━━━ TASK DATA ━━━
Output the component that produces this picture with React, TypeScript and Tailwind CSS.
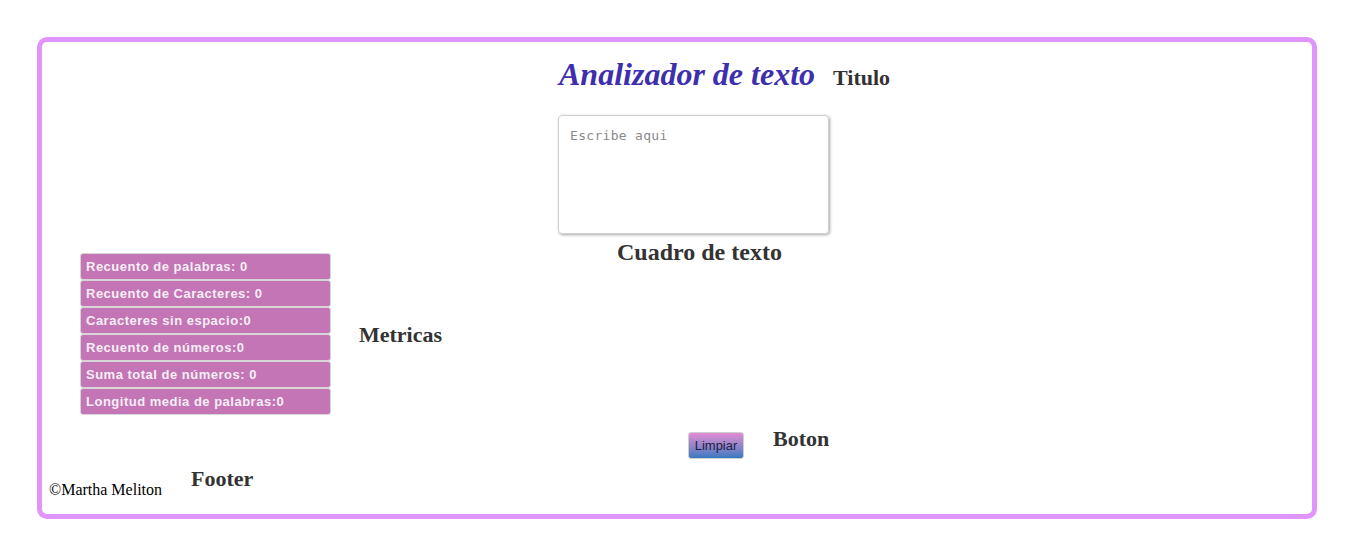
import React from "react";

const metricas = [
  "Recuento de palabras: 0",
  "Recuento de Caracteres: 0",
  "Caracteres sin espacio:0",
  "Recuento de números:0",
  "Suma total de números: 0",
  "Longitud media de palabras:0",
];

const serif = "font-['Liberation_Serif',_'Times_New_Roman',_serif]";

function Etiqueta({ children, className = "" }: { children: React.ReactNode; className?: string }) {
  return (
    <span className={`${serif} font-bold text-[22px] text-[#333333] leading-[25px] ${className}`}>
      {children}
    </span>
  );
}

export default function App() {
  return (
    <div className="bg-white w-[1355px] h-[557px] pt-[37px] pl-[37px]">
      <div className="w-[1280px] h-[482px] border-[5px] border-[#df95fb] rounded-[10px] flex flex-col">
        {/* titulo */}
        <div className="flex items-baseline pl-[517px] mt-[14px]">
          <h1 className={`${serif} italic font-bold text-[32px] leading-[37px] text-[#3d2fae]`}>
            Analizador de texto
          </h1>
          <Etiqueta className="ml-[18px]">Titulo</Etiqueta>
        </div>

        {/* cuadro de texto */}
        <div className="pl-[516px] mt-[22px]">
          <textarea
            placeholder="Escribe aqui"
            className="w-[271px] h-[119px] resize-none border border-[#cfcfcf] rounded-[4px] shadow-[1px_1px_3px_rgba(0,0,0,0.35)] px-[11px] pt-[12px] text-[13px] leading-[16px] font-['DejaVu_Sans_Mono',_monospace] placeholder:text-[#8a8a8a] tracking-[0.3px] outline-none"
          />
        </div>

        {/* metricas + etiqueta cuadro */}
        <div className="flex items-start">
          <div className="w-[575px] flex items-center pl-[38px] mt-[13px]">
            <ul className="w-[251px] flex flex-col">
              {metricas.map((m) => (
                <li
                  key={m}
                  className="h-[27px] bg-[#c375b5] border border-[#d6d6d6] rounded-[3px] pl-[5px] flex items-center text-[13px] font-bold tracking-[0.5px] text-[#f6eef6] font-['Liberation_Sans',_Arial,_sans-serif]"
                >
                  {m}
                </li>
              ))}
            </ul>
            <Etiqueta className="ml-[28px]">Metricas</Etiqueta>
          </div>
          <Etiqueta className="text-[24px] leading-[27px] -mt-[1px]">Cuadro de texto</Etiqueta>
        </div>

        {/* boton */}
        <div className="flex items-center pl-[646px] mt-[17px]">
          <button className="w-[56px] h-[27px] rounded-[3px] border border-[#cfcfcf] bg-gradient-to-b from-[#e08bd3] to-[#3279c0] text-[13px] text-[#1e1d45] font-['Liberation_Sans',_Arial,_sans-serif]">
            Limpiar
          </button>
          <Etiqueta className="ml-[29px] -mt-[15px]">Boton</Etiqueta>
        </div>

        {/* footer */}
        <footer className="flex items-baseline pl-[7px] mt-[5px]">
          <span className={`${serif} text-[16px] text-black mt-[14px]`}>©Martha Meliton</span>
          <Etiqueta className="ml-[29px] relative -top-[9px]">Footer</Etiqueta>
        </footer>
      </div>
    </div>
  );
}
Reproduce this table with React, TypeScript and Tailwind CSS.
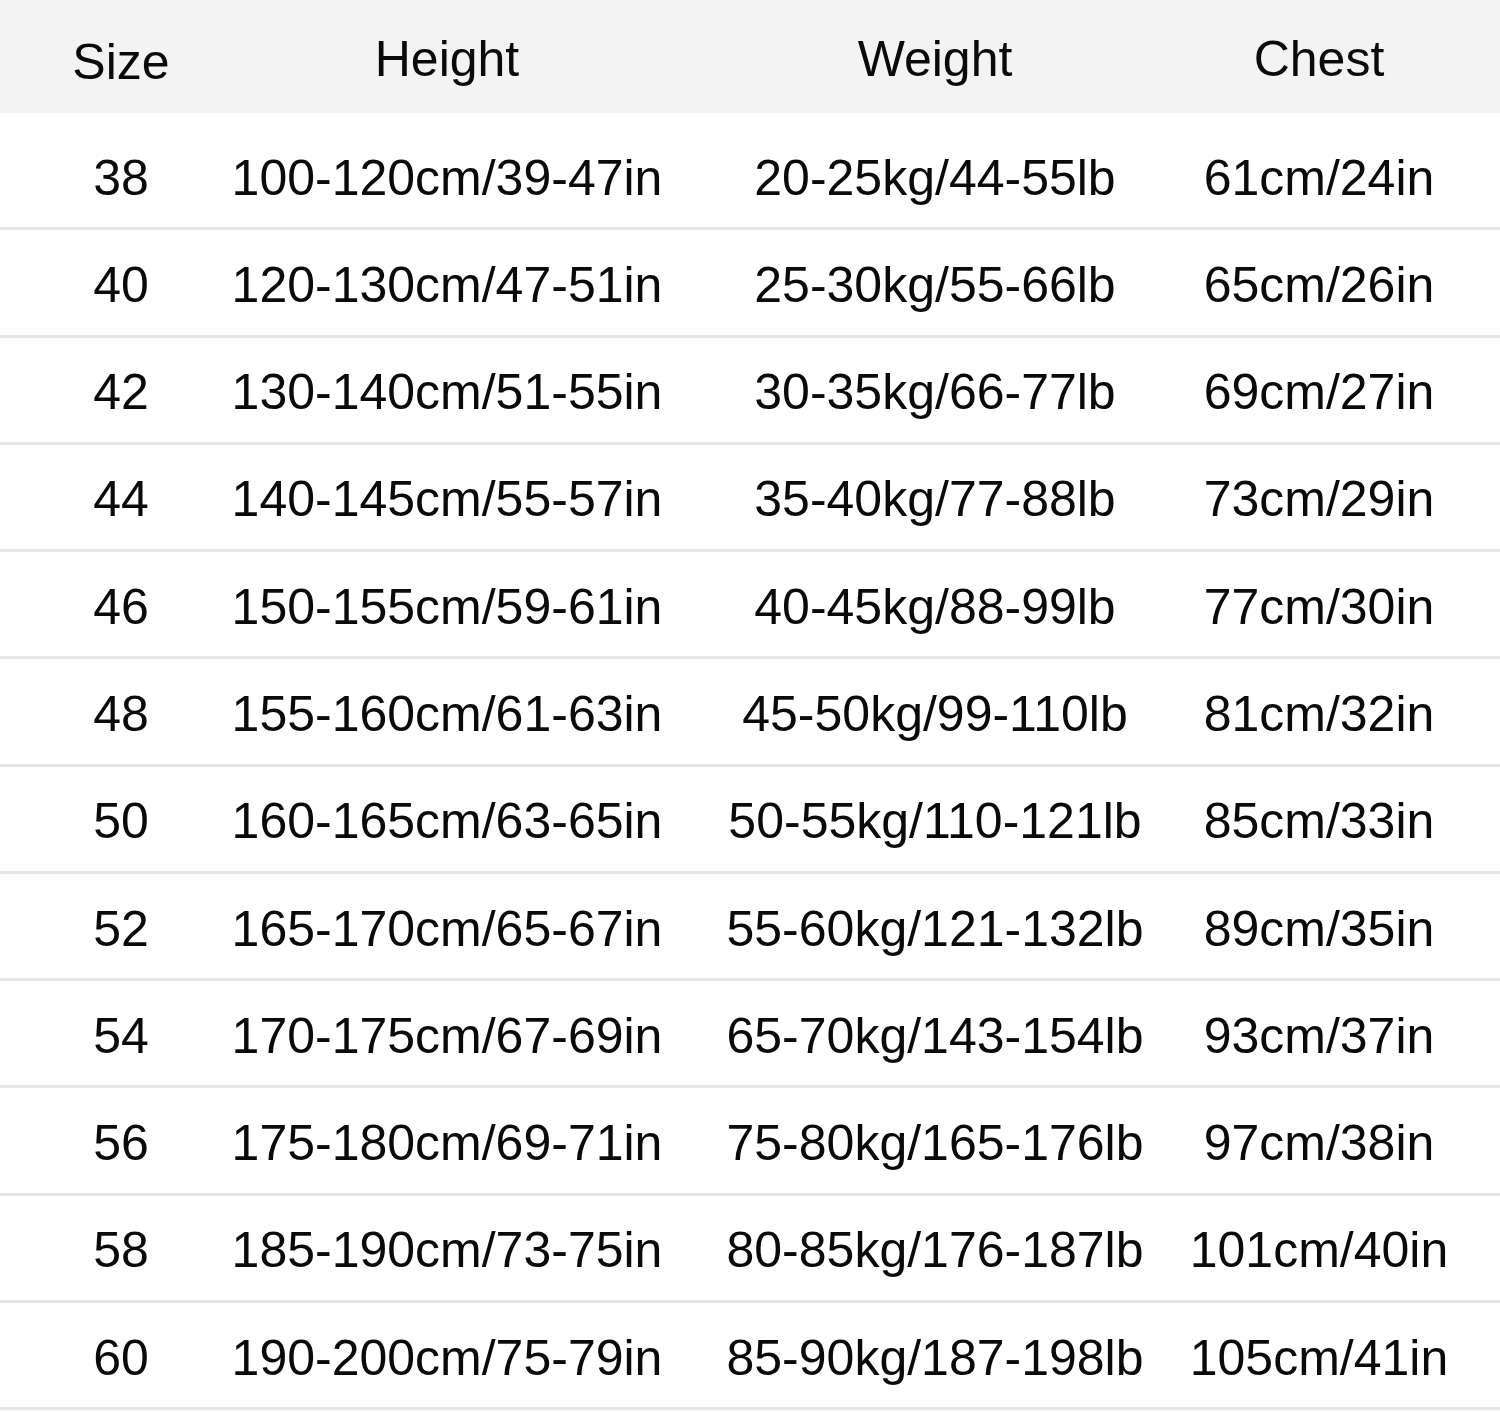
━━━
* **EXERCISE OBJECTIVE**
Look above for every line with the word "Tailwind" and copy it.

* **SOLVED EXERCISE**
Output the component that produces this picture with React, TypeScript and Tailwind CSS.
Reproduce this table with React, TypeScript and Tailwind CSS.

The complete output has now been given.